Rows ->
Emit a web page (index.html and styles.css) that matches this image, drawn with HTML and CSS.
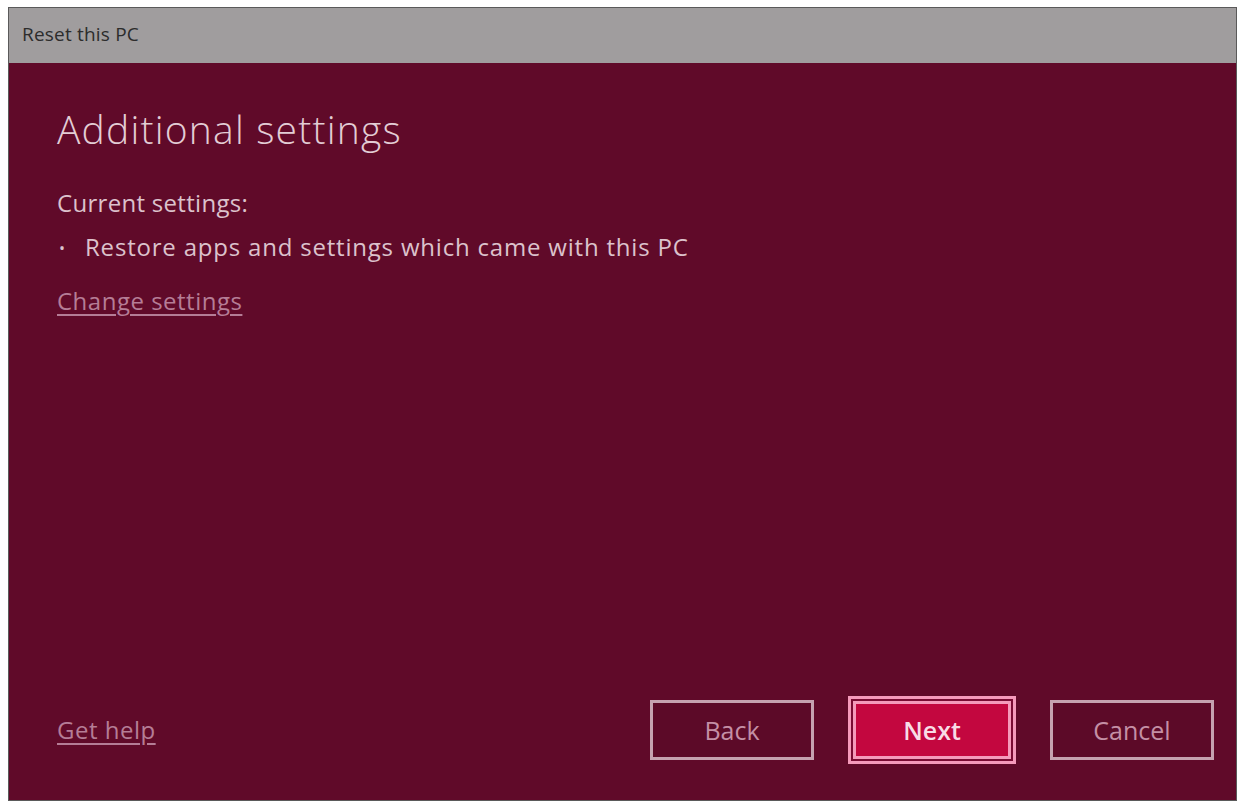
==
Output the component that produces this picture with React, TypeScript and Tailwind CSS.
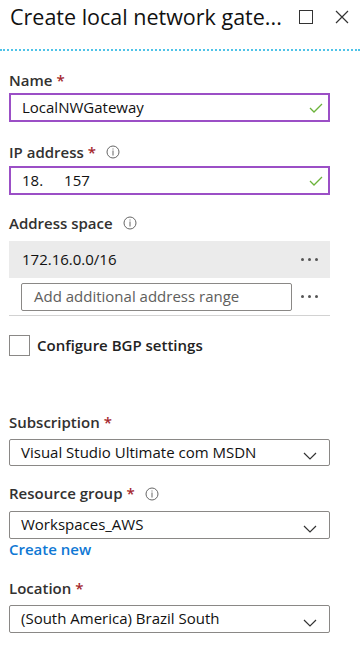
==
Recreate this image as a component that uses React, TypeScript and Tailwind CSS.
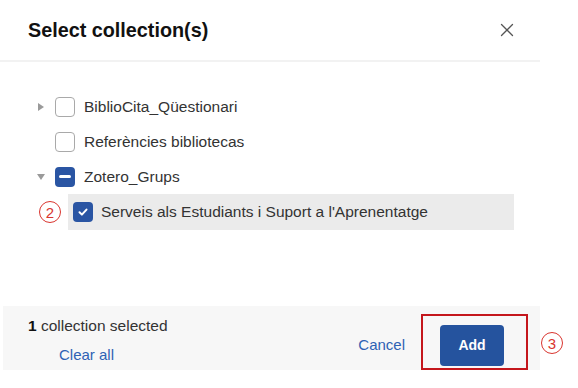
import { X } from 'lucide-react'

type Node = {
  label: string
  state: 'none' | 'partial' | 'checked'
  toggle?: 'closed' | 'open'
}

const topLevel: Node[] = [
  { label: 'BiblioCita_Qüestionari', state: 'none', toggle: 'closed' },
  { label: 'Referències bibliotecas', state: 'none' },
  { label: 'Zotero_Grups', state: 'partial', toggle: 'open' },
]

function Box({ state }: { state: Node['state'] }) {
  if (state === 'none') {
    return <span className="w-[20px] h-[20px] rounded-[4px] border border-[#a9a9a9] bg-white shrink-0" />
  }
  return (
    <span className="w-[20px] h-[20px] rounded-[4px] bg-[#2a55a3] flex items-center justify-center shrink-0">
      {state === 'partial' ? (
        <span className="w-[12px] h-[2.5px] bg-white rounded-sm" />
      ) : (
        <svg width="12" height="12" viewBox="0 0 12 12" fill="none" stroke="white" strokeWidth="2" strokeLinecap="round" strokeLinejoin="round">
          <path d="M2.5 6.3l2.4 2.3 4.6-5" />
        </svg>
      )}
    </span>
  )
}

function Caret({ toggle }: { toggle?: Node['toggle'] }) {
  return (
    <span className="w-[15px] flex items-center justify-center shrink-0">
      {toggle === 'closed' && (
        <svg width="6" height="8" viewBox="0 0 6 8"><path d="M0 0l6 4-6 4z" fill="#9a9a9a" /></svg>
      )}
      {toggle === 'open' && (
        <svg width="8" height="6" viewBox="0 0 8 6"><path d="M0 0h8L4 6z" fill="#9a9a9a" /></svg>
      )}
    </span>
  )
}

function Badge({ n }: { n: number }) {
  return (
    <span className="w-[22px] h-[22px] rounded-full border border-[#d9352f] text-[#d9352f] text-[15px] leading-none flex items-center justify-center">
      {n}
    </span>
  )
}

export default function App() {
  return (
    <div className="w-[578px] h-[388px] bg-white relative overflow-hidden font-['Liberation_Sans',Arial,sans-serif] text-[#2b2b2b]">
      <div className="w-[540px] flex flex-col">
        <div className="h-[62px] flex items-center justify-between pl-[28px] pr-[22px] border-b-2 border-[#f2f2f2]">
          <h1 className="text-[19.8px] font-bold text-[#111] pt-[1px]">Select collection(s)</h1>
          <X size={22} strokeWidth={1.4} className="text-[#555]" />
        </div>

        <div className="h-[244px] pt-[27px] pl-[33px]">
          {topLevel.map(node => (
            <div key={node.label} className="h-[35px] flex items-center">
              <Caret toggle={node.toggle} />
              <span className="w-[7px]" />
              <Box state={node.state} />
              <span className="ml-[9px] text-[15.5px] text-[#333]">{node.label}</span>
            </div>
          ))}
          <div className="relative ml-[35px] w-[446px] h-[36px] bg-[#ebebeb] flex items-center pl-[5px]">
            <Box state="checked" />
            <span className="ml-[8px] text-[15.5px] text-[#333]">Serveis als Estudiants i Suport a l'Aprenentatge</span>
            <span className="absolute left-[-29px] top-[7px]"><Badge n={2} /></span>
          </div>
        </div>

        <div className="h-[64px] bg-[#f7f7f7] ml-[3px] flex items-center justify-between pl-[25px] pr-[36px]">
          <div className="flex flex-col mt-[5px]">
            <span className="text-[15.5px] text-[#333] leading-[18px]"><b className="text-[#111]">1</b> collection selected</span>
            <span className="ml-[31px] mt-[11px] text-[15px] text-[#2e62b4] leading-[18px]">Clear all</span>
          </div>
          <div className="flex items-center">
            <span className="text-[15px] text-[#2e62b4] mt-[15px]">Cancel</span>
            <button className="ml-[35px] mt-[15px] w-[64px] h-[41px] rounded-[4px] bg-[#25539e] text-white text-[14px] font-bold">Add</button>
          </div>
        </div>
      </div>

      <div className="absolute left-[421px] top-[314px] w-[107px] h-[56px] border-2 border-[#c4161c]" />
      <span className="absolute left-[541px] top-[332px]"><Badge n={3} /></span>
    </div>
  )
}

Work instructions ->
Each line that has the word "with" should be copied.

The reply ->
Emit a web page (index.html and styles.css) that matches this image, drawn with HTML and CSS.
Output the component that produces this picture with React, TypeScript and Tailwind CSS.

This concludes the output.